Consolidated's responsive pleading, filed February 22, 1980, sets forth no affirmative defenses whatsoever. Failure to plead an affirmative defense results in a waiver of that defense and its exclusion from the case. Camalier & Buckley-Madison, Inc. v. Madison Hotel, Inc., 168 U.S. App. D.C. 149, 513 F.2d 407, 419 n.92 (D.C.Cir.1975); see also 5 C. Wright & A. Miller, Federal Practice and Procedure § 1278 (1969 & Supp.1979) and cases collected therein. Accordingly, the defense of failure to mitigate damages was waived by Consolidated and is not properly before the Court.
In accordance with the foregoing, the Court finds and declares Consolidated liable to GNMA in the amount of $ 582,794.83. The Court also finds and declares that, upon recovery of the delinquent funds which necessitated the particular advances, Consolidated has the right to reimbursement of advances made to the custodial accounts. Judgment shall be entered accordingly and this case shall be dismissed. An order in accordance with the foregoing shall be issued of even date herewith.

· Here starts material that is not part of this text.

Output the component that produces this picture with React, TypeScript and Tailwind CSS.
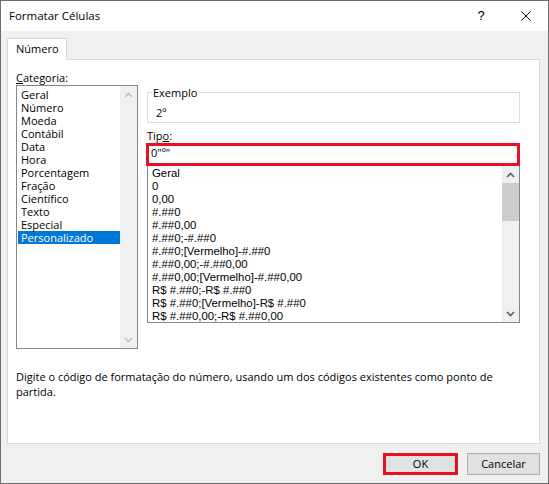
const categorias = [
  'Geral',
  'Número',
  'Moeda',
  'Contábil',
  'Data',
  'Hora',
  'Porcentagem',
  'Fração',
  'Científico',
  'Texto',
  'Especial',
  'Personalizado',
];

const tipos = [
  'Geral',
  '0',
  '0,00',
  '#.##0',
  '#.##0,00',
  '#.##0;-#.##0',
  '#.##0;[Vermelho]-#.##0',
  '#.##0,00;-#.##0,00',
  '#.##0,00;[Vermelho]-#.##0,00',
  'R$ #.##0;-R$ #.##0',
  'R$ #.##0;[Vermelho]-R$ #.##0',
  'R$ #.##0,00;-R$ #.##0,00',
];

function Chevron({ dir, color }: { dir: 'up' | 'down'; color: string }) {
  return (
    <svg width="9" height="6" viewBox="0 0 9 6">
      <path
        d={dir === 'up' ? 'M1 5 L4.5 1.5 L8 5' : 'M1 1 L4.5 4.5 L8 1'}
        fill="none"
        stroke={color}
        strokeWidth="1.6"
      />
    </svg>
  );
}

export default function App() {
  return (
    <div className="w-[549px] h-[484px] flex flex-col border border-[#6e6e6e] bg-[#f0f0f0] text-[11px] text-black font-['Open_Sans',sans-serif] overflow-hidden">
      {/* title bar */}
      <div className="h-[30px] shrink-0 bg-white flex items-center pl-[8px]">
        <span className="text-[11.5px]">Formatar Células</span>
        <div className="ml-auto w-[46px] flex justify-center text-[13px] font-['Liberation_Sans',sans-serif] font-light">?</div>
        <div className="w-[44px] flex justify-center">
          <svg width="10" height="10" viewBox="0 0 10 10">
            <path d="M0.5 0.5 L9.5 9.5 M9.5 0.5 L0.5 9.5" stroke="#111" strokeWidth="1" />
          </svg>
        </div>
      </div>

      <div className="flex-1 flex flex-col pl-[6px] pr-[8px] pt-[7px]">
        <div className="flex">
          <div className="-mb-px relative z-10 h-[22px] w-[60px] bg-white border border-b-0 border-[#d9d9d9] pl-[8px] flex items-center">
            Número
          </div>
        </div>

        <div className="h-[385px] border border-[#d9d9d9] bg-white pl-[8px] pr-[19px] flex flex-col">
          <div className="flex gap-[9px]">
            {/* categoria */}
            <div className="w-[122px] pt-[10px]">
              <div className="h-[15px] leading-[15px]">
                <span className="underline">C</span>ategoria:
              </div>
              <div className="h-[264px] border border-[#828790] flex">
                <div className="flex-1 pt-[1.5px] pl-[1px]">
                  {categorias.map((c) => (
                    <div
                      key={c}
                      className={
                        c === 'Personalizado'
                          ? 'h-[13px] leading-[13px] pl-[3px] bg-[#0078d7] text-white'
                          : 'h-[13px] leading-[13px] pl-[3px]'
                      }
                    >
                      {c}
                    </div>
                  ))}
                </div>
                <div className="w-[17px] bg-[#f0f0f0] flex flex-col justify-between">
                  <div className="h-[17px] flex items-center justify-center">
                    <Chevron dir="up" color="#c2c2c2" />
                  </div>
                  <div className="h-[17px] flex items-center justify-center">
                    <Chevron dir="down" color="#c2c2c2" />
                  </div>
                </div>
              </div>
            </div>

            {/* exemplo + tipo */}
            <div className="w-[373px]">
              <fieldset className="mt-[25px] border border-[#dcdcdc] pb-[2px]">
                <legend className="ml-[4px] px-[1px] leading-[15px]">Exemplo</legend>
                <div className="pt-[5px] pl-[8px] leading-[15px]">2º</div>
              </fieldset>

              <div className="mt-[5px] h-[15px] leading-[15px]">
                Tip<span className="underline">o</span>:
              </div>
              <div className="-ml-px w-[374px] h-[23px] border-[3px] border-[#e81123] pl-[2px] pb-[2px] flex items-center">
                0"º"
              </div>

              <div className="h-[157px] border border-t-0 border-[#828790] flex">
                <div className="flex-1 pt-[1px] pl-[4px] overflow-hidden font-['Liberation_Sans',sans-serif] text-[11.4px]">
                  {tipos.map((t) => (
                    <div key={t} className="h-[13px] leading-[13px] whitespace-nowrap">
                      {t}
                    </div>
                  ))}
                </div>
                <div className="w-[17px] bg-[#f0f0f0] flex flex-col">
                  <div className="h-[17px] flex items-center justify-center">
                    <Chevron dir="up" color="#606060" />
                  </div>
                  <div className="h-[38px] bg-[#cdcdcd]" />
                  <div className="flex-1" />
                  <div className="h-[17px] flex items-center justify-center">
                    <Chevron dir="down" color="#606060" />
                  </div>
                </div>
              </div>
            </div>
          </div>

          <p className="mt-[20px] leading-[15px]">
            Digite o código de formatação do número, usando um dos códigos existentes como ponto de
            <br />
            partida.
          </p>
        </div>

        <div className="mt-[9px] h-[22px] flex justify-end gap-[9px]">
          <div className="w-[75px] border-[3px] border-[#e81123] bg-[#e1e1e1] flex items-center justify-center">
            OK
          </div>
          <div className="w-[73px] border border-[#adadad] bg-[#e1e1e1] flex items-center justify-center">
            Cancelar
          </div>
        </div>
      </div>
    </div>
  );
}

Upon consideration of the entire record herein and in accordance with the Memorandum Opinion issued of even date herewith, it is, by the Court, this 23 day of July, 1980,
ORDERED, that defendants' motion for summary judgment be, and the same hereby is, granted in part and denied in part in accordance with the terms of the Memorandum Opinion issued of even date herewith; and it is
FURTHER ORDERED, that judgment on count five of plaintiff's amended complaint be, and the same hereby is, entered for plaintiff in accordance with the terms of the Memorandum Opinion issued of even date herewith; and it is
FURTHER ORDERED, that judgment in the amount of Five Hundred Eighty-two Thousand Seven Hundred Ninety-four Dollars and Eighty-three Cents ($ 582,794.83), with interest, be, and the same hereby is, entered for defendants; and it is
FURTHER ORDERED, that this case be, and the same hereby is, dismissed, each party to bear its own costs.